** Begin DATA EXCERPTS **

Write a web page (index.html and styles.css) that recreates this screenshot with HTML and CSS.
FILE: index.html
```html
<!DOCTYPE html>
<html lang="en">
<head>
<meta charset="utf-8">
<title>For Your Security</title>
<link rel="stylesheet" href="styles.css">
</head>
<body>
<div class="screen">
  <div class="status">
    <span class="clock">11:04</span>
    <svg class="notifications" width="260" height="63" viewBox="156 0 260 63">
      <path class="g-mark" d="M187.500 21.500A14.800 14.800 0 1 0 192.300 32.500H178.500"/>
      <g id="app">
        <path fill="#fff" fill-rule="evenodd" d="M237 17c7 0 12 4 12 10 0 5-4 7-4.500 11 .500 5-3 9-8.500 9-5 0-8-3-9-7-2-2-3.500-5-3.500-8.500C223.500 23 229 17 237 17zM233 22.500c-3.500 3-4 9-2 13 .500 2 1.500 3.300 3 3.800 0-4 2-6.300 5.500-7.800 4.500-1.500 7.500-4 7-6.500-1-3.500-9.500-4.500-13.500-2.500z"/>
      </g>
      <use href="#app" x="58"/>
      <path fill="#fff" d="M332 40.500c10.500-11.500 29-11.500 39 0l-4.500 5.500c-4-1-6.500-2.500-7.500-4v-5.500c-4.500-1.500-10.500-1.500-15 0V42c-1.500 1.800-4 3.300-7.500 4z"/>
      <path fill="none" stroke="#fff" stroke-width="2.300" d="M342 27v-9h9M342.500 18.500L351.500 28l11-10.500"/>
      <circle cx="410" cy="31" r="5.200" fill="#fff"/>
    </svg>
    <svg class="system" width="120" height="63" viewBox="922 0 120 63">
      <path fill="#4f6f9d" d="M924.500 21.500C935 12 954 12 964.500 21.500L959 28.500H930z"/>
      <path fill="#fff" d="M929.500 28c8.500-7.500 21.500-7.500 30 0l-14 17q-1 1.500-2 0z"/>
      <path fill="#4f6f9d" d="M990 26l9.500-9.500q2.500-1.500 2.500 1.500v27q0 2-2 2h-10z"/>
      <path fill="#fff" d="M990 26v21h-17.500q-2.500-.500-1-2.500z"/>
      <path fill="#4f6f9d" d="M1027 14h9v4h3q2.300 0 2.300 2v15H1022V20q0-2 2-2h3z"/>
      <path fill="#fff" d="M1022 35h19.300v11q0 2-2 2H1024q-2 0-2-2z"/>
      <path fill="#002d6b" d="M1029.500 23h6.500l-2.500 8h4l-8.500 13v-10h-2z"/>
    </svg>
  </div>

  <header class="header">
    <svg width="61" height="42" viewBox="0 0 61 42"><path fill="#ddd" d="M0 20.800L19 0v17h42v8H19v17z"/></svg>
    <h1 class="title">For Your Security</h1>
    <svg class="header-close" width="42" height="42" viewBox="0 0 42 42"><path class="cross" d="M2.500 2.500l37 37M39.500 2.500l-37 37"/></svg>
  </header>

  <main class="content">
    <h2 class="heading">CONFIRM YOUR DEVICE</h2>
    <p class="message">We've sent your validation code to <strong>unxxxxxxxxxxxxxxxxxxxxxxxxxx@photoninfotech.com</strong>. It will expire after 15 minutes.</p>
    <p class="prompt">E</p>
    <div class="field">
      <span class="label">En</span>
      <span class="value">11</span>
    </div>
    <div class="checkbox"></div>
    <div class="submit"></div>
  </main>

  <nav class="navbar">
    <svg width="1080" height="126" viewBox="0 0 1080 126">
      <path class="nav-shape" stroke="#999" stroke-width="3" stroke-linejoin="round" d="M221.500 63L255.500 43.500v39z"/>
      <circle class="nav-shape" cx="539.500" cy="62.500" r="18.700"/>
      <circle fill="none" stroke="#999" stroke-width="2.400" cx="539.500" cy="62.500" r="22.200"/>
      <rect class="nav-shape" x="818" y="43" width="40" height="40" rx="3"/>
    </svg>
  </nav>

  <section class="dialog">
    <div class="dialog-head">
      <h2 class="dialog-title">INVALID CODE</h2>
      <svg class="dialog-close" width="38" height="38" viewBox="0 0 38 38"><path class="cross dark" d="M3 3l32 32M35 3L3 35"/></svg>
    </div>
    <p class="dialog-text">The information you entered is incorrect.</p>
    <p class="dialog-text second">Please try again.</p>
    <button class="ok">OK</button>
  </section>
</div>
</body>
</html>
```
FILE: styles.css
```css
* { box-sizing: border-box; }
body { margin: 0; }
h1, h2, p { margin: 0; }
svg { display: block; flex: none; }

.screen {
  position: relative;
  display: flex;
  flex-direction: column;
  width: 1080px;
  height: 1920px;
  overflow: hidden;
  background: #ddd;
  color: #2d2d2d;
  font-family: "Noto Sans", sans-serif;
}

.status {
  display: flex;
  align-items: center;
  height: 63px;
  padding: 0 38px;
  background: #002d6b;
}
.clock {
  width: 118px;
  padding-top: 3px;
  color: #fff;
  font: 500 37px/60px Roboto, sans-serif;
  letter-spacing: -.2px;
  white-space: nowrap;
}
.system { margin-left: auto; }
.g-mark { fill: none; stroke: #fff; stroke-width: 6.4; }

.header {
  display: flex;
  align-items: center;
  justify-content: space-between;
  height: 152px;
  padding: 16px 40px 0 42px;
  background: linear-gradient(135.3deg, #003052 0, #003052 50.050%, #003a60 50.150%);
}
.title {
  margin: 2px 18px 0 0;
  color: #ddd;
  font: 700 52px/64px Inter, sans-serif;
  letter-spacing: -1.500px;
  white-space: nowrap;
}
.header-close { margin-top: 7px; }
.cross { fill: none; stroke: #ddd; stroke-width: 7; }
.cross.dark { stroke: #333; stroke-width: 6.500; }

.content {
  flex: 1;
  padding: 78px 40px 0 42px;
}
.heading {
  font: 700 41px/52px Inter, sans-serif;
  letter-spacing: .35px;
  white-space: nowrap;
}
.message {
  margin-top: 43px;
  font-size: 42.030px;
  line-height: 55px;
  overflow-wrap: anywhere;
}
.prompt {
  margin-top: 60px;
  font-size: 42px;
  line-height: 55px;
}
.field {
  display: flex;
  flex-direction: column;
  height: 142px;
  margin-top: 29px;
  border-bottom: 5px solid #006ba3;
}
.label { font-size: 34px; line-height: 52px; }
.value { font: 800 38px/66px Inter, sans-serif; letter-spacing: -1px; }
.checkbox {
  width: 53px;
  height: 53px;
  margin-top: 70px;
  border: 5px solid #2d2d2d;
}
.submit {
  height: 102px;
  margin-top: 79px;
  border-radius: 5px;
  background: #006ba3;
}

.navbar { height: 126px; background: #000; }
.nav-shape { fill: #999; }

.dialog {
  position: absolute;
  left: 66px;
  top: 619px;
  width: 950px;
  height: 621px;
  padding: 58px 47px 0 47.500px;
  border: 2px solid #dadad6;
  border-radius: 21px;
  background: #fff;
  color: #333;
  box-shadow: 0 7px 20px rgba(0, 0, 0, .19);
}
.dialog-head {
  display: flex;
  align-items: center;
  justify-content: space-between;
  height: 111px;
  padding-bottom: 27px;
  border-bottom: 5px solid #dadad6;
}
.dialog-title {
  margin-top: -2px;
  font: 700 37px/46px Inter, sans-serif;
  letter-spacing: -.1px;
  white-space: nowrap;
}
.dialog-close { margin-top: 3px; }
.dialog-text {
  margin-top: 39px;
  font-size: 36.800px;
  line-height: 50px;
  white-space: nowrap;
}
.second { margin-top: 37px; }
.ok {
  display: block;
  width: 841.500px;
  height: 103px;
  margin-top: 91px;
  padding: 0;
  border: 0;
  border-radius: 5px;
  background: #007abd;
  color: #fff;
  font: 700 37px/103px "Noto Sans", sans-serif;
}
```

** End DATA EXCERPTS **
** Begin DATA EXCERPTS **

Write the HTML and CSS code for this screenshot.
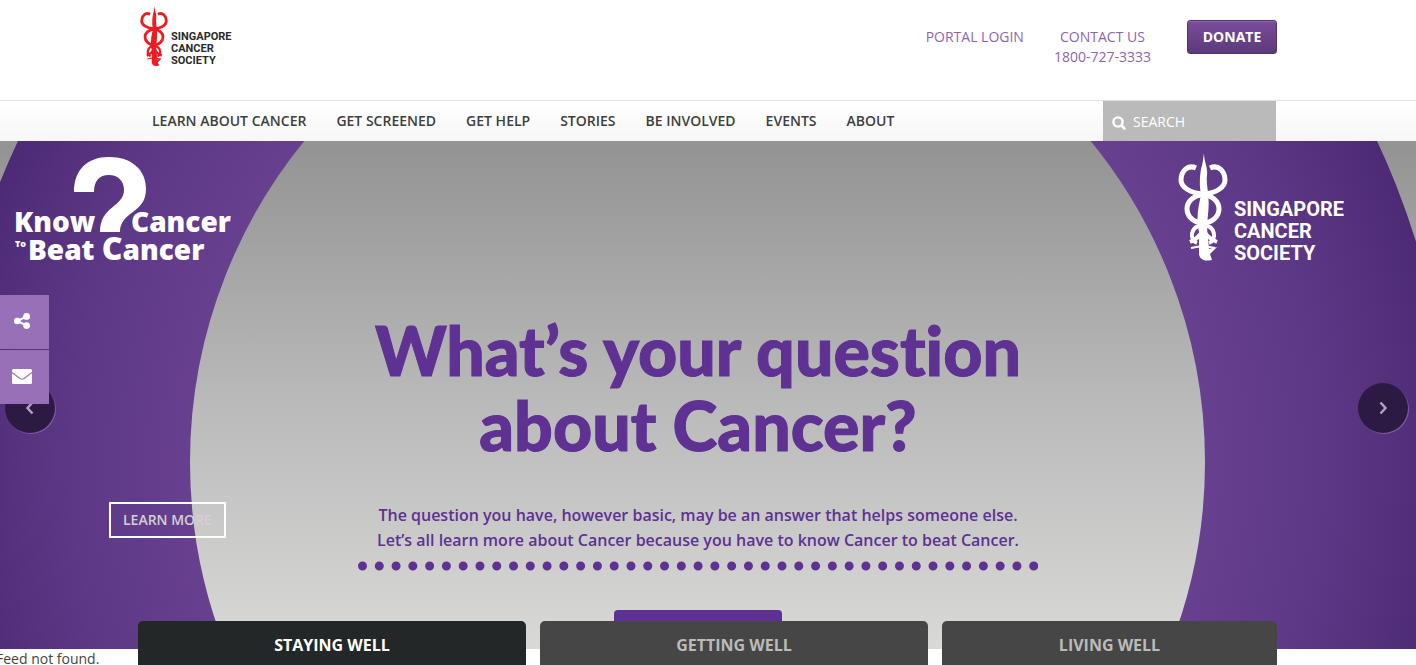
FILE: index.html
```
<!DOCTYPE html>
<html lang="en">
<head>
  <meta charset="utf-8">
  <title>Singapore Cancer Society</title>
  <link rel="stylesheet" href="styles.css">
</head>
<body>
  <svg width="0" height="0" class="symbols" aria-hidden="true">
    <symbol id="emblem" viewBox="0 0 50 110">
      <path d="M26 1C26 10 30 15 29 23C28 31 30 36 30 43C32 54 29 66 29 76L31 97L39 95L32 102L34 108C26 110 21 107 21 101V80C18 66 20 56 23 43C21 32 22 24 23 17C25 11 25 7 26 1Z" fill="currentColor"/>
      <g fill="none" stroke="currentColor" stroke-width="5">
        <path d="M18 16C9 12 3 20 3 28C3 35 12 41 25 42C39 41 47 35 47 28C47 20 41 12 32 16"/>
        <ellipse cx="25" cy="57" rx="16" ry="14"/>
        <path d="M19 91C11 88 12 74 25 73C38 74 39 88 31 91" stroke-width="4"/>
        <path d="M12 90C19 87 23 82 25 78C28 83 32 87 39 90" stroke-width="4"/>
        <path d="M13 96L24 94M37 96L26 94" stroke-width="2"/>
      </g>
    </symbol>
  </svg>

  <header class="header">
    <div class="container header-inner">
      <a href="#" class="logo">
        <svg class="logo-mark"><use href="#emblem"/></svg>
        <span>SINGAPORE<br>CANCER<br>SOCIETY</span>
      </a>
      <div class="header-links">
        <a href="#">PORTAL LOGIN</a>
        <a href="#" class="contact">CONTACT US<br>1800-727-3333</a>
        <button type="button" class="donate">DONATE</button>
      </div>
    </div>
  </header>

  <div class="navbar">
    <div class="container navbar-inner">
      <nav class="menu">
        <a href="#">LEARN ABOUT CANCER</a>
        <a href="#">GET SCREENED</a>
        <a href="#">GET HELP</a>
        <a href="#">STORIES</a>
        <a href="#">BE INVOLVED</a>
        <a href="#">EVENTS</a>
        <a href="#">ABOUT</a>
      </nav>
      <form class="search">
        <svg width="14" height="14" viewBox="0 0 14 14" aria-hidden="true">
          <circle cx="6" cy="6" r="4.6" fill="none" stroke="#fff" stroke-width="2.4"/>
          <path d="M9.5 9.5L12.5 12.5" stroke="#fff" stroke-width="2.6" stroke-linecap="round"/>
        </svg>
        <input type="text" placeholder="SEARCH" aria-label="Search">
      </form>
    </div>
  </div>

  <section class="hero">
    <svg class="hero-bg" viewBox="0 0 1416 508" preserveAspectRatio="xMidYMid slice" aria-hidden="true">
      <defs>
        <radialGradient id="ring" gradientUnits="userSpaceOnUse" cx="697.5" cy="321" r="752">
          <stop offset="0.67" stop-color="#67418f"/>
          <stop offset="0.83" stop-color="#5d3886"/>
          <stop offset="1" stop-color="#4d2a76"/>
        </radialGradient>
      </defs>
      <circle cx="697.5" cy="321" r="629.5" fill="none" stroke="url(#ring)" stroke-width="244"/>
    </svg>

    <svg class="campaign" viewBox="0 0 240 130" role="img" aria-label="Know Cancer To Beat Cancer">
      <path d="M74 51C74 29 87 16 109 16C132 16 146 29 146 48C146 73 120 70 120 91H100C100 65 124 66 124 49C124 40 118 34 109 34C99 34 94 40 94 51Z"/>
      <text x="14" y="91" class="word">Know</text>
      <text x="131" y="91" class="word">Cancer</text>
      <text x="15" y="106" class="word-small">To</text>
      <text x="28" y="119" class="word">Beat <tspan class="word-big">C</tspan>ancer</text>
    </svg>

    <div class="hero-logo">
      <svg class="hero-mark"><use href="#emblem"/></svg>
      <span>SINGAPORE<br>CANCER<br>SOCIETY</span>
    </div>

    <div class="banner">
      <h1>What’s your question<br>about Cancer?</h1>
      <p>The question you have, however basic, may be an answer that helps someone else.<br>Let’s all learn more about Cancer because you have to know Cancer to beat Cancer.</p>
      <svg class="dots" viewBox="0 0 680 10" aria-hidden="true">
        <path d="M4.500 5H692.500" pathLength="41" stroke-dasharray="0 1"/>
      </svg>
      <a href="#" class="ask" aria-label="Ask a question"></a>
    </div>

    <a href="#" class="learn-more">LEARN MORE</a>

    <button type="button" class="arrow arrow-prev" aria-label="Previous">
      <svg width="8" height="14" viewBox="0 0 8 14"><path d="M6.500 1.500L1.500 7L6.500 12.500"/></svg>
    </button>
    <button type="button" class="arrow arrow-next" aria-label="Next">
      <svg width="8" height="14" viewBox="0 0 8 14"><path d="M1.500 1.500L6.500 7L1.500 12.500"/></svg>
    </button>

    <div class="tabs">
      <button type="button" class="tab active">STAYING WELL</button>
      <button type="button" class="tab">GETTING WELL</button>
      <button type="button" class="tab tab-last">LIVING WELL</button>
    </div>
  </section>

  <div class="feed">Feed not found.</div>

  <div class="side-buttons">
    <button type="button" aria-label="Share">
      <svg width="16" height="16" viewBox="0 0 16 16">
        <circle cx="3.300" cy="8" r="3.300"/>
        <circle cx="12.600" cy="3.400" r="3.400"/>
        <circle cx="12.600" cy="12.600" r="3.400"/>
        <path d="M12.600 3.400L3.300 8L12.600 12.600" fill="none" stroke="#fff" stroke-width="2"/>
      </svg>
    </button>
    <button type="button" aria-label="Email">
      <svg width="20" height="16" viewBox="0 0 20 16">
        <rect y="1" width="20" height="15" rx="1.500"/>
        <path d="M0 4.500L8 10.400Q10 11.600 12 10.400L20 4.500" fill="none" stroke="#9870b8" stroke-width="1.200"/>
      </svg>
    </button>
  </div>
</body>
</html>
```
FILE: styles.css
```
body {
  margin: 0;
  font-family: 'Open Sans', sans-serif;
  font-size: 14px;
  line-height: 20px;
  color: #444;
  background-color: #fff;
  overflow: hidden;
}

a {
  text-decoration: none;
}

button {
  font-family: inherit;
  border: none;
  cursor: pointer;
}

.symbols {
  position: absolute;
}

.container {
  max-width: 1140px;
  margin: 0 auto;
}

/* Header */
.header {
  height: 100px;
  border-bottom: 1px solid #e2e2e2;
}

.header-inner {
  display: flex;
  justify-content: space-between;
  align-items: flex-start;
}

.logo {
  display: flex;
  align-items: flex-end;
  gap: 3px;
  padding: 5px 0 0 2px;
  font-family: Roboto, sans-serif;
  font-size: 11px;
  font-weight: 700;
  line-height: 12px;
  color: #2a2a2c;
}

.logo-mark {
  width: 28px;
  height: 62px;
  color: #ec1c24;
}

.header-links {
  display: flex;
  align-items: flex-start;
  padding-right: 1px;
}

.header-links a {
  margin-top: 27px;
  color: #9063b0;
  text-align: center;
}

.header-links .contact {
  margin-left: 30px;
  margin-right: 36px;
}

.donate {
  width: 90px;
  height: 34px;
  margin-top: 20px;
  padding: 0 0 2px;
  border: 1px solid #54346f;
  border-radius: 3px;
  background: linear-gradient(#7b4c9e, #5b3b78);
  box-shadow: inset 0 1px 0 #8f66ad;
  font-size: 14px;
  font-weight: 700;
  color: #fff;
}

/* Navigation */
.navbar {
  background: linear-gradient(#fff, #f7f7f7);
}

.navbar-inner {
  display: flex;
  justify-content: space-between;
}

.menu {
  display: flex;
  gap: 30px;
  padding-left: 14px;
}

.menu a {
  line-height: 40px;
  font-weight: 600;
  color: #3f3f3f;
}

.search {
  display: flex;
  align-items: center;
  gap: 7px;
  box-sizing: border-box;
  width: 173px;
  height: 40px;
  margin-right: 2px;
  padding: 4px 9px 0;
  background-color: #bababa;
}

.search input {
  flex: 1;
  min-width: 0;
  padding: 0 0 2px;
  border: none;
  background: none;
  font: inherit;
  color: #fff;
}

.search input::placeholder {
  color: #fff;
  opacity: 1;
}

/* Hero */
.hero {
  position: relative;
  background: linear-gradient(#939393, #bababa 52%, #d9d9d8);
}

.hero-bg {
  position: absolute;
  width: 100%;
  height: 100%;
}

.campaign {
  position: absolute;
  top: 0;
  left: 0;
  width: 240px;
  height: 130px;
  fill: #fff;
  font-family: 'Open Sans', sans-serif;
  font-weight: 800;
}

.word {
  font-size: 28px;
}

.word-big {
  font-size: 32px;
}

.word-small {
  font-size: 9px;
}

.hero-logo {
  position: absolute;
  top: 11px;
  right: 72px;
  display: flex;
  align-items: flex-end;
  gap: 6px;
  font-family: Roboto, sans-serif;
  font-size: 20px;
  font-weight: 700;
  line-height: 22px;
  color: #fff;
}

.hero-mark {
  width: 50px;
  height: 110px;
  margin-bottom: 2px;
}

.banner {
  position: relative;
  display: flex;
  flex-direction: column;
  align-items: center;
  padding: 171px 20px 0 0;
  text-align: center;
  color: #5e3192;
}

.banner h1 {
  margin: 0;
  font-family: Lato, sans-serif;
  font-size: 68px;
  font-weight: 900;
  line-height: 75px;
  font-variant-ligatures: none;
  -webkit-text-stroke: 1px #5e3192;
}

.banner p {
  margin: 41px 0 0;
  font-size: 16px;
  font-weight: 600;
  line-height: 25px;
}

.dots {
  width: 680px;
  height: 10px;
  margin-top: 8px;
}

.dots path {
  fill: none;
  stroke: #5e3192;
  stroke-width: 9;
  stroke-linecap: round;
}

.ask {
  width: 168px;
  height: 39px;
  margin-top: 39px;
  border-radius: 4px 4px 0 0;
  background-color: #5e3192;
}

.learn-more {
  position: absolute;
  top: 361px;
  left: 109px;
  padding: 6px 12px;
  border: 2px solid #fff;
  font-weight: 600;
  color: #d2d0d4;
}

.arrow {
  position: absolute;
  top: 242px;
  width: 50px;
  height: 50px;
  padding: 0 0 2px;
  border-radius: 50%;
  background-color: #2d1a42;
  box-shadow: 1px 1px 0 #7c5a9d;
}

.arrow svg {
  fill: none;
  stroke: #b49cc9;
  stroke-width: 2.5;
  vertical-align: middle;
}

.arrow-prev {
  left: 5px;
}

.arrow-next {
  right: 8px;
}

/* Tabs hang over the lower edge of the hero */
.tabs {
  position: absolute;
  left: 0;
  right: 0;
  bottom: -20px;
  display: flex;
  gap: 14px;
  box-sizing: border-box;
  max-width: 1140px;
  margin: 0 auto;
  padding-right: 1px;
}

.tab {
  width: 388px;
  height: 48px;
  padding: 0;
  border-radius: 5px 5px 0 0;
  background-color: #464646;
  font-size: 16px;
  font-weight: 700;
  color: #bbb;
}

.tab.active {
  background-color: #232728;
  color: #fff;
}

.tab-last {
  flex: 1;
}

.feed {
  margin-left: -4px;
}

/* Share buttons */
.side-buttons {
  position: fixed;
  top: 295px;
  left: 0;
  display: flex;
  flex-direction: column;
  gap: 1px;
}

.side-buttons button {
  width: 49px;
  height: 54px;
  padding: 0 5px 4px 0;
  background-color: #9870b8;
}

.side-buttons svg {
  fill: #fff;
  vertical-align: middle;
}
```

** End DATA EXCERPTS **

TASK TO CARRY OUT: Scan the material above. Return every line containing the string "that".

TASK OUTPUT:
Write a web page (index.html and styles.css) that recreates this screenshot with HTML and CSS.
      <p>The question you have, however basic, may be an answer that helps someone else.<br>Let’s all learn more about Cancer because you have to know Cancer to beat Cancer.</p>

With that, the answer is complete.